• [Data extract]
[Begin]
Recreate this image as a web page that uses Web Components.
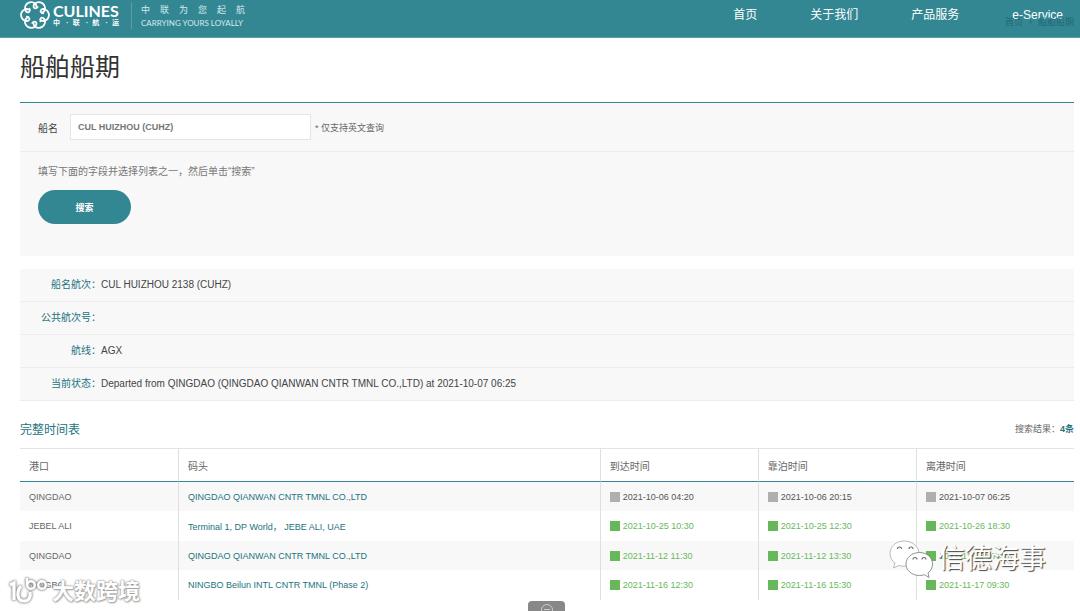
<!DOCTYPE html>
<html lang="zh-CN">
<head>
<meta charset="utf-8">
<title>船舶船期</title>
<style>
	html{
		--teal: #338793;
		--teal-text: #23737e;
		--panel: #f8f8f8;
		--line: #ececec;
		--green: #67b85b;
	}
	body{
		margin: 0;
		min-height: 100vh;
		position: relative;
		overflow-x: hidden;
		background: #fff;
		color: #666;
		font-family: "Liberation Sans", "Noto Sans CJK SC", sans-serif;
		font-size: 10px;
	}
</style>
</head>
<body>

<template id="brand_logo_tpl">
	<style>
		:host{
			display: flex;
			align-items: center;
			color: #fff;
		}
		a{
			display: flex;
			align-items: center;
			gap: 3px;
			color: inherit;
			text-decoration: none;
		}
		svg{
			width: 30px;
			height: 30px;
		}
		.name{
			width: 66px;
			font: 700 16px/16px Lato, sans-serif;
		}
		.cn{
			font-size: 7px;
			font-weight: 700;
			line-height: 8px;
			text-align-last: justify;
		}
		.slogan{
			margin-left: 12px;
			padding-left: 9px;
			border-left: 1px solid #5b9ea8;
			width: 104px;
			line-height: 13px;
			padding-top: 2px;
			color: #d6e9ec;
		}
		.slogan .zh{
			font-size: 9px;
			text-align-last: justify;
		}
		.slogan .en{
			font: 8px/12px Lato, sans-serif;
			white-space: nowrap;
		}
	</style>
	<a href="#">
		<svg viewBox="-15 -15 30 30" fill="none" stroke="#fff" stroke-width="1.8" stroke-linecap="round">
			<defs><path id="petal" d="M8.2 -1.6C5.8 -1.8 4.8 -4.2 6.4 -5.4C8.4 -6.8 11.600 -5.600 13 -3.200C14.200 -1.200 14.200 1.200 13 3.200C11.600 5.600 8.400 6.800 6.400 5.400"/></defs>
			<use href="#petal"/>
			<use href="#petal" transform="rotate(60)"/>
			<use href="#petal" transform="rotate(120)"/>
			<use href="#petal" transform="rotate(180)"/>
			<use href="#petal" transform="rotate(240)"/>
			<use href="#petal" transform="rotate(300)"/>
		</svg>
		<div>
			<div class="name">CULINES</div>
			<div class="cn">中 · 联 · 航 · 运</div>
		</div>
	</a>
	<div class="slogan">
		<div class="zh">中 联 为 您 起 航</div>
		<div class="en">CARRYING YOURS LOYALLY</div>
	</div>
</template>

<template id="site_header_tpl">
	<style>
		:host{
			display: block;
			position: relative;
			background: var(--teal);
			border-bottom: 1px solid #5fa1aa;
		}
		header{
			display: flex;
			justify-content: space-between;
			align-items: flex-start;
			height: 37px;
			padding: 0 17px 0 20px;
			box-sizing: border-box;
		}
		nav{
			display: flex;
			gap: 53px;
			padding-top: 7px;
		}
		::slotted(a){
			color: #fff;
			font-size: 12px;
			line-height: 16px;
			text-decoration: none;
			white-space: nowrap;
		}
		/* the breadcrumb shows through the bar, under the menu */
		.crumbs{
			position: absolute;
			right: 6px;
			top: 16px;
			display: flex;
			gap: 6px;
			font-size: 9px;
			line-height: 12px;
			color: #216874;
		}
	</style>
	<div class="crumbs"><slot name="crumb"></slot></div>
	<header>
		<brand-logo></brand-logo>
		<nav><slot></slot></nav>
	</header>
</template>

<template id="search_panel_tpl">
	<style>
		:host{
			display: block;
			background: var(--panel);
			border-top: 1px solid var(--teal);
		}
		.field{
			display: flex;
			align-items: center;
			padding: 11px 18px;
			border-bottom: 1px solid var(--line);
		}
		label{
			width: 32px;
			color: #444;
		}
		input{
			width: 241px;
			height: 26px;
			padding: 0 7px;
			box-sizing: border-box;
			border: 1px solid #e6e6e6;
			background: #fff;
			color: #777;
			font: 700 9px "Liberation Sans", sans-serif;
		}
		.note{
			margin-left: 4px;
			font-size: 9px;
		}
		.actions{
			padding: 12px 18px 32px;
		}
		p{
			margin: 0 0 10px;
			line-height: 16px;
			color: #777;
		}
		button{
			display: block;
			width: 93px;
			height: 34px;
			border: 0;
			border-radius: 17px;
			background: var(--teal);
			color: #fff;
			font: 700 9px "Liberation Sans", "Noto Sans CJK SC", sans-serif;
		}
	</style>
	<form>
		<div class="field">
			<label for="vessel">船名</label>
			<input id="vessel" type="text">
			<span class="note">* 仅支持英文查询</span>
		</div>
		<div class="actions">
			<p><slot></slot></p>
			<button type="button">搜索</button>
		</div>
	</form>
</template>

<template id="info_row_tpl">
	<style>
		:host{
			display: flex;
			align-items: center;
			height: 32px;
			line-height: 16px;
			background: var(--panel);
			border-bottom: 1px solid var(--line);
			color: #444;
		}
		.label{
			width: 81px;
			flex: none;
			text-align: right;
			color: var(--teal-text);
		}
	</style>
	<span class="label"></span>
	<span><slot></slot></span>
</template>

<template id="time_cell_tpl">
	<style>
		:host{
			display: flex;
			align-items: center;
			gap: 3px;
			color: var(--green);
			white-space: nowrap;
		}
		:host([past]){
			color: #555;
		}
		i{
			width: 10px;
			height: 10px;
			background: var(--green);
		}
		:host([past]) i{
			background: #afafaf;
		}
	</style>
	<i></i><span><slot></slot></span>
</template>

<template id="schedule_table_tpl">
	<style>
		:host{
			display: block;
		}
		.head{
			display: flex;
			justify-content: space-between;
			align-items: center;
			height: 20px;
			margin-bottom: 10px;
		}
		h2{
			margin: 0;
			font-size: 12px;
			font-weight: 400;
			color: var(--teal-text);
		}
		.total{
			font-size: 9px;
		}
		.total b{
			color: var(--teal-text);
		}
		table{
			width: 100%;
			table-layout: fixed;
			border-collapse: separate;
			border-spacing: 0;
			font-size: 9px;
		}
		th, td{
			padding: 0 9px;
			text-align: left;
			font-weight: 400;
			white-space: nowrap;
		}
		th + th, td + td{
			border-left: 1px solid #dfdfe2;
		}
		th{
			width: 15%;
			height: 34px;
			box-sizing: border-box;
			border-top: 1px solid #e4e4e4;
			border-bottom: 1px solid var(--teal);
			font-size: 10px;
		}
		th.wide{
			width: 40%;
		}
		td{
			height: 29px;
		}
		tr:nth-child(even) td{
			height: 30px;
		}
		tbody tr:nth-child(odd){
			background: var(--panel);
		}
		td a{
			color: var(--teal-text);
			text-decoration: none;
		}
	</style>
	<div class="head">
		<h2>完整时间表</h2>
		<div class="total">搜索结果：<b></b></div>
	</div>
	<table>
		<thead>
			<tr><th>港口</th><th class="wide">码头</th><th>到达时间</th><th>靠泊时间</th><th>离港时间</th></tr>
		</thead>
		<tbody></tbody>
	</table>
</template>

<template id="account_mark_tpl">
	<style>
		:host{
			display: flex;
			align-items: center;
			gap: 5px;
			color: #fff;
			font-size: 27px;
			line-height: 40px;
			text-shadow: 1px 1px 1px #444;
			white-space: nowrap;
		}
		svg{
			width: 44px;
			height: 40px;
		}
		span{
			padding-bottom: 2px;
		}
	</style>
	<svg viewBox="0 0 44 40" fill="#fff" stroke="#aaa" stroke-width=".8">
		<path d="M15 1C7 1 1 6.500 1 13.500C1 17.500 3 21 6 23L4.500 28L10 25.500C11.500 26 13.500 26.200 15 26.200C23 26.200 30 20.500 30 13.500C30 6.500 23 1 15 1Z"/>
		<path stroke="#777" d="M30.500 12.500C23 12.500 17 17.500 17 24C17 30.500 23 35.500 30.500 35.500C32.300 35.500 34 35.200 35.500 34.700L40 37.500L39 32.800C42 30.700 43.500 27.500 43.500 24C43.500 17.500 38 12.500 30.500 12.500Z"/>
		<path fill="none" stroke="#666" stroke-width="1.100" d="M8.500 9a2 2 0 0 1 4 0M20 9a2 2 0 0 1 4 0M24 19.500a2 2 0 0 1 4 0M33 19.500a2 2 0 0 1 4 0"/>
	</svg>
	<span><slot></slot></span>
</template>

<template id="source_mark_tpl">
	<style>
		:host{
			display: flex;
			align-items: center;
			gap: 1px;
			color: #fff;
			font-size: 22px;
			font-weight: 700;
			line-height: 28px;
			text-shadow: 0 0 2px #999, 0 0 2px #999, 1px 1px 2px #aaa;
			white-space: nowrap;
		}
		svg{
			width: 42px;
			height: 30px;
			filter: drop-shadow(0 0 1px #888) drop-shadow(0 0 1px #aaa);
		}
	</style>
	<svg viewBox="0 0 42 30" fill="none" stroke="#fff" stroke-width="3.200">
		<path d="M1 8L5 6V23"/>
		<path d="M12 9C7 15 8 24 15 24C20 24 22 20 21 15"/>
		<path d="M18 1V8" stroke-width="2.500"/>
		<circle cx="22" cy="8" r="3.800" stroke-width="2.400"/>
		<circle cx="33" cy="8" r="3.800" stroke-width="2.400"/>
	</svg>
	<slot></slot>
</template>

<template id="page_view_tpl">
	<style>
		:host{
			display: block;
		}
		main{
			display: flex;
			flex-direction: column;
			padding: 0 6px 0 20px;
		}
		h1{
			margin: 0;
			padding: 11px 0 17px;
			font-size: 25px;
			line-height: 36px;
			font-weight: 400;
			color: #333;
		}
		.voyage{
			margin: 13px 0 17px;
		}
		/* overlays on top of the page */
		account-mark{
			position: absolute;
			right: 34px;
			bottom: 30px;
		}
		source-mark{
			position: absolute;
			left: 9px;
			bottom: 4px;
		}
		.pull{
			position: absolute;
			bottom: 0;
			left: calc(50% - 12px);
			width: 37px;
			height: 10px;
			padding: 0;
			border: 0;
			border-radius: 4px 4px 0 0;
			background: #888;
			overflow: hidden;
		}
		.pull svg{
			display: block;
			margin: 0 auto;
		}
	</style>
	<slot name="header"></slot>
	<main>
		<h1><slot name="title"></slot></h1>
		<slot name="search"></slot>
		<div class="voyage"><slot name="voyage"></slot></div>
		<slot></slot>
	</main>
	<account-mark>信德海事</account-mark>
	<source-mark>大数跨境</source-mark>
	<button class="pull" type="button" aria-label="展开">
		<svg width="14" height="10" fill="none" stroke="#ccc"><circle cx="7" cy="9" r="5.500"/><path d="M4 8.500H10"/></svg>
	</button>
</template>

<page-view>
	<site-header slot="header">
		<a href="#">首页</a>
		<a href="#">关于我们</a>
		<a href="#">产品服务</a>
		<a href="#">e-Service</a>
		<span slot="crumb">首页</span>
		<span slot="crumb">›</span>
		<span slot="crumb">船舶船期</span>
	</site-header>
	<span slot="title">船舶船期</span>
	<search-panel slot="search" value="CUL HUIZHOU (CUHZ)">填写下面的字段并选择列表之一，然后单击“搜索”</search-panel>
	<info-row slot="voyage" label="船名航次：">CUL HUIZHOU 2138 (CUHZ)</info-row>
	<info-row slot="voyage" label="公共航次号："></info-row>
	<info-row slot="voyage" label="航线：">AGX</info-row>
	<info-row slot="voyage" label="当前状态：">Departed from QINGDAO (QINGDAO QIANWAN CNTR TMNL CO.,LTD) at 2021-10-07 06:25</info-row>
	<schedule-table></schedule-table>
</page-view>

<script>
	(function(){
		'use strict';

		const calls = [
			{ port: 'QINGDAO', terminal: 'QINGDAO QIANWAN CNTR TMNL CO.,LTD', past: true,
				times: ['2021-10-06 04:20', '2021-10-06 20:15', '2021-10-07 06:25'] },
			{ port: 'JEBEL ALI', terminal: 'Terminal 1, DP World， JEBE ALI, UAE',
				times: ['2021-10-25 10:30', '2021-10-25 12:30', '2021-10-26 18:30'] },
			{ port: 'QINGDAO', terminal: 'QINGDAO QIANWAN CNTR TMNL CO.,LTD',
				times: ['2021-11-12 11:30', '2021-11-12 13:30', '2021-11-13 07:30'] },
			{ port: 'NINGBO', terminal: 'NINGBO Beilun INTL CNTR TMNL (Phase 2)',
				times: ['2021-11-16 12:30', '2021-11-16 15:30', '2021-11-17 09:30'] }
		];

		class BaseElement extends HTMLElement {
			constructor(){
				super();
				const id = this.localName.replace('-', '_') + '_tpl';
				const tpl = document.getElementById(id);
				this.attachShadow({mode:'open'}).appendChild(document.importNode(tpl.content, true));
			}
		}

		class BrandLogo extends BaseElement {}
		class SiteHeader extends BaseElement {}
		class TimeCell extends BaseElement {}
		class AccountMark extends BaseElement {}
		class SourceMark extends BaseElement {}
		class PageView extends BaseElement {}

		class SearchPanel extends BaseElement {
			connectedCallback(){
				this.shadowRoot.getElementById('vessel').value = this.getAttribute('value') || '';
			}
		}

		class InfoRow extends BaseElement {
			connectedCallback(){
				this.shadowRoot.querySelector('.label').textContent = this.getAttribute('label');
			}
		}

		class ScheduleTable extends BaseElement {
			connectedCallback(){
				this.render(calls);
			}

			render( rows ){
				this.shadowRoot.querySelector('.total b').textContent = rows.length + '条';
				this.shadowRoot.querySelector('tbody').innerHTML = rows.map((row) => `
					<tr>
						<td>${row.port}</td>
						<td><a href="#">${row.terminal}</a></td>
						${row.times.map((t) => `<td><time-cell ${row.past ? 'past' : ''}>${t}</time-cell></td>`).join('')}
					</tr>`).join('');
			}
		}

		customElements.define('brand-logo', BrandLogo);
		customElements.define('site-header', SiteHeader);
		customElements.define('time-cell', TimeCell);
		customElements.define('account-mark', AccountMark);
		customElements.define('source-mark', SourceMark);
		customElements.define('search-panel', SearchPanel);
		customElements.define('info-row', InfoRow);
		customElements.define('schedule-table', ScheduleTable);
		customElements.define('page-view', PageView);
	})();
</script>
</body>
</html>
[End]
[Begin]
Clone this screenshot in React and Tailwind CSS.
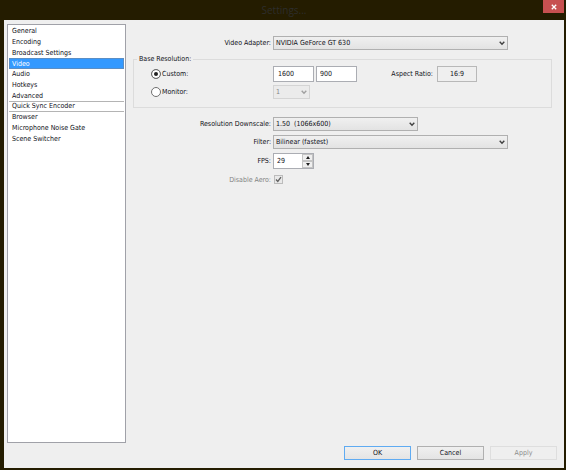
[End]
• [Job] In the entries above, identify every line with the word "this". Copy those lines.

• [Correct result]
Recreate this image as a web page that uses Web Components.
				const id = this.localName.replace('-', '_') + '_tpl';
				this.attachShadow({mode:'open'}).appendChild(document.importNode(tpl.content, true));
				this.shadowRoot.getElementById('vessel').value = this.getAttribute('value') || '';
				this.shadowRoot.querySelector('.label').textContent = this.getAttribute('label');
				this.render(calls);
				this.shadowRoot.querySelector('.total b').textContent = rows.length + '条';
				this.shadowRoot.querySelector('tbody').innerHTML = rows.map((row) => `
Clone this screenshot in React and Tailwind CSS.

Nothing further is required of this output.